The Company has identified the following deliverables in the Collaboration Agreement in accordance with the provisions of ASC Topic 605-25, Revenue Recognition—Multiple Element Arrangements: (1) the research license, (2) the development and commercialization license, (3) the manufacturing license, (4) research activities performed by the Company, (5) service on the joint committees, (6) manufacturing during the research and development terms, and (7) manufacturing during the commercialization term. Except for manufacturing during the commercialization term, none of the other deliverables have standalone value to the customer. Since separability criteria have not been met for these deliverables, the deliverables are being accounted for as a single combined unit of accounting at the outset of the Collaboration Agreement (the “combined unit of accounting”). The manufacturing services during the commercialization term are being accounted for a separate unit of accounting.

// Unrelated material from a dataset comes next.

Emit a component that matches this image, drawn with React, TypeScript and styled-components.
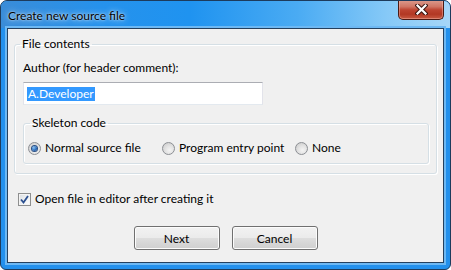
import React from 'react';
import styled, { createGlobalStyle } from 'styled-components';

const GlobalStyle = createGlobalStyle`
  html, body {
    margin: 0;
    padding: 0;
    background: #ffffff;
  }
  body {
    font-family: Lato, "Noto Sans", sans-serif;
    font-size: 12px;
    color: #000;
  }
`;

const Window = styled.div`
  width: 451px;
  height: 270px;
  box-sizing: border-box;
  display: flex;
  flex-direction: column;
  border: 1px solid #1d3b5c;
  border-radius: 7px 7px 6px 6px;
  background: #2390ec;
  overflow: hidden;
`;

const TitleBar = styled.div`
  height: 27px;
  flex: none;
  display: flex;
  align-items: flex-start;
  padding-left: 7px;
  background: linear-gradient(90deg, #3a8cd8 0%, #2692ec 22%, #1f93f0 42%, #4aabf3 66%, #86c9f7 86%, #a6d6f8 100%);
`;

const Title = styled.span`
  margin-top: 7px;
  font-size: 12px;
  line-height: 16px;
  color: #000;
  text-shadow: 0 0 6px rgba(255, 255, 255, 0.9), 0 0 2px rgba(255, 255, 255, 0.8);
`;

const CloseButton = styled.button`
  margin: -1px 6px 0 auto;
  width: 46px;
  height: 20px;
  padding: 0;
  border: 1px solid #4a1a14;
  border-top: none;
  border-radius: 0 0 5px 5px;
  background: linear-gradient(180deg, #dc9c8e 0%, #cf7564 35%, #bd4431 52%, #b23824 75%, #c85a42 100%);
  box-shadow: inset 0 0 0 1px rgba(255, 200, 190, 0.4);
  display: flex;
  align-items: center;
  justify-content: center;
`;

const Client = styled.div`
  flex: 1;
  margin: 0 6px 6px 6px;
  border: 1px solid #24405e;
  box-shadow: 0 0 0 2px #6db8f3;
  background: #f0f0f0;
  padding: 7px 6px 0 6px;
  display: flex;
  flex-direction: column;
`;

const Group = styled.fieldset<{ $inner?: boolean }>`
  margin: 0;
  border: 1px solid #d5dfe5;
  border-radius: 3px;
  box-shadow: inset 1px 1px 0 #ffffff, 1px 1px 0 #ffffff;
  padding: ${p => (p.$inner ? '0 4px 7px 4px' : '0 7px 9px 8px')};
  min-width: 0;
`;

const Legend = styled.legend<{ $inner?: boolean }>`
  padding: 0 2px;
  margin-left: ${p => (p.$inner ? '2px' : '-3px')};
  line-height: 16px;
`;

const Label = styled.div`
  margin-top: 8px;
  line-height: 16px;
`;

const TextBox = styled.div`
  margin-top: 6px;
  width: 240px;
  height: 23px;
  box-sizing: border-box;
  background: #ffffff;
  border: 1px solid #e2e3ea;
  border-top-color: #abadb3;
  border-bottom-color: #e3e9ef;
  padding: 0 0 0 3px;
  display: flex;
  align-items: center;
`;

const Selected = styled.span`
  background: #3399ff;
  color: #ffffff;
  line-height: 14px;
  padding: 0 1px;
`;

const SkeletonGroup = styled(Group)`
  margin-top: 10px;
`;

const RadioRow = styled.div`
  margin-top: 9px;
  display: grid;
  grid-template-columns: 134px 133px auto;
  align-items: center;
`;

const RadioItem = styled.label`
  display: flex;
  align-items: center;
  gap: 4px;
  line-height: 16px;
`;

const RadioCircle = styled.span<{ $checked?: boolean }>`
  width: 13px;
  height: 13px;
  box-sizing: border-box;
  border-radius: 50%;
  border: 1px solid #8c8f94;
  background: radial-gradient(circle at 60% 65%, #f4f4f4 0%, #e2e2e2 45%, #c6c6c6 100%);
  display: flex;
  align-items: center;
  justify-content: center;
  flex: none;

  &::after {
    content: '';
    display: ${p => (p.$checked ? 'block' : 'none')};
    width: 5px;
    height: 5px;
    border-radius: 50%;
    background: radial-gradient(circle at 35% 35%, #8cc4f2 0%, #2c6fbf 55%, #1a3f7a 100%);
    box-shadow: 0 0 0 1px #2a4f84;
  }
`;

const CheckRow = styled.label`
  margin: 17px 0 0 4px;
  display: flex;
  align-items: center;
  gap: 4px;
  line-height: 16px;
`;

const CheckBox = styled.span`
  width: 13px;
  height: 13px;
  box-sizing: border-box;
  border: 1px solid #8e8f8f;
  background: linear-gradient(135deg, #d8dcdf 0%, #eef0f2 50%, #ffffff 100%);
  box-shadow: inset 0 0 0 1px #f4f4f4;
  display: flex;
  align-items: center;
  justify-content: center;
  flex: none;
`;

const ButtonRow = styled.div`
  margin-top: 19px;
  display: flex;
  justify-content: center;
  gap: 12px;
`;

const Button = styled.button`
  width: 86px;
  height: 24px;
  box-sizing: border-box;
  border: 1px solid #707070;
  border-radius: 3px;
  background: linear-gradient(180deg, #f2f2f2 0%, #ebebeb 48%, #dddddd 52%, #cfcfcf 100%);
  box-shadow: inset 0 0 0 1px #fcfcfc;
  font-family: inherit;
  font-size: 12px;
  color: #000;
  padding: 0;
`;

export default function App() {
  return (
    <>
      <GlobalStyle />
      <Window>
        <TitleBar>
          <Title>Create new source file</Title>
          <CloseButton aria-label="Close">
            <svg width="13" height="11" viewBox="0 0 13 11">
              <path d="M2.5 1.5 L10.5 9.5 M10.5 1.5 L2.5 9.5" stroke="#3a1410" strokeWidth="4.2" strokeLinecap="square" />
              <path d="M2.5 1.5 L10.5 9.5 M10.5 1.5 L2.5 9.5" stroke="#ffffff" strokeWidth="2.2" strokeLinecap="square" />
            </svg>
          </CloseButton>
        </TitleBar>
        <Client>
          <Group>
            <Legend>File contents</Legend>
            <Label>Author (for header comment):</Label>
            <TextBox>
              <Selected>A.Developer</Selected>
            </TextBox>
            <SkeletonGroup $inner>
              <Legend $inner>Skeleton code</Legend>
              <RadioRow>
                <RadioItem>
                  <RadioCircle $checked />
                  Normal source file
                </RadioItem>
                <RadioItem>
                  <RadioCircle />
                  Program entry point
                </RadioItem>
                <RadioItem>
                  <RadioCircle />
                  None
                </RadioItem>
              </RadioRow>
            </SkeletonGroup>
          </Group>
          <CheckRow>
            <CheckBox>
              <svg width="9" height="9" viewBox="0 0 9 9">
                <path d="M1 4.5 L3.5 7.5 L8 1" fill="none" stroke="#2b4f8f" strokeWidth="1.8" />
              </svg>
            </CheckBox>
            Open file in editor after creating it
          </CheckRow>
          <ButtonRow>
            <Button>Next</Button>
            <Button>Cancel</Button>
          </ButtonRow>
        </Client>
      </Window>
    </>
  );
}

Upon entering into the Collaboration Agreement, the Company received a nonrefundable upfront payment of $35.0 million and a $10.0 million investment in its Series B preferred stock by Novartis. The Company recorded the Series B preferred stock at its estimated fair value of $11.7 million, and allocated the remaining $33.3 million to the Collaboration Agreement. The Company believes the consideration it will receive for the manufacturing services during the commercialization term, when and if it provides such services, is representative of the best estimate of selling price of the services. Therefore, the entire $33.3 million of upfront nonrefundable consideration was allocated to the combined unit of accounting.

At the inception of the Collaboration Agreement, the Company could not reasonably estimate the level of effort required to fulfill its obligations for the combined unit of accounting. Therefore, revenue is being recognized on a straight-line basis over the estimated period of performance for the combined unit of accounting, which the Company estimates to be approximately ten years from the inception of the Collaboration Agreement. The Company commenced revenue recognition upon delivery of the final deliverable included in the combined unit of accounting which occurred in January 2018. Accordingly, no amounts of revenue were recognized for the year ended December 31, 2017. All payments due or received from Novartis as of December 31, 2017, including amounts due for research activities performed, were recorded as deferred revenue as of December 31, 2017.

The Company recognized revenue of $823,000 for the three months ended March 31, 2018 based on a straight-line basis over the estimated period of performance taking into consideration all upfront payments and research funding payments together as a single unit. The amount recorded as deferred revenue under this agreement totaled $33.3 million as of March 31, 2018.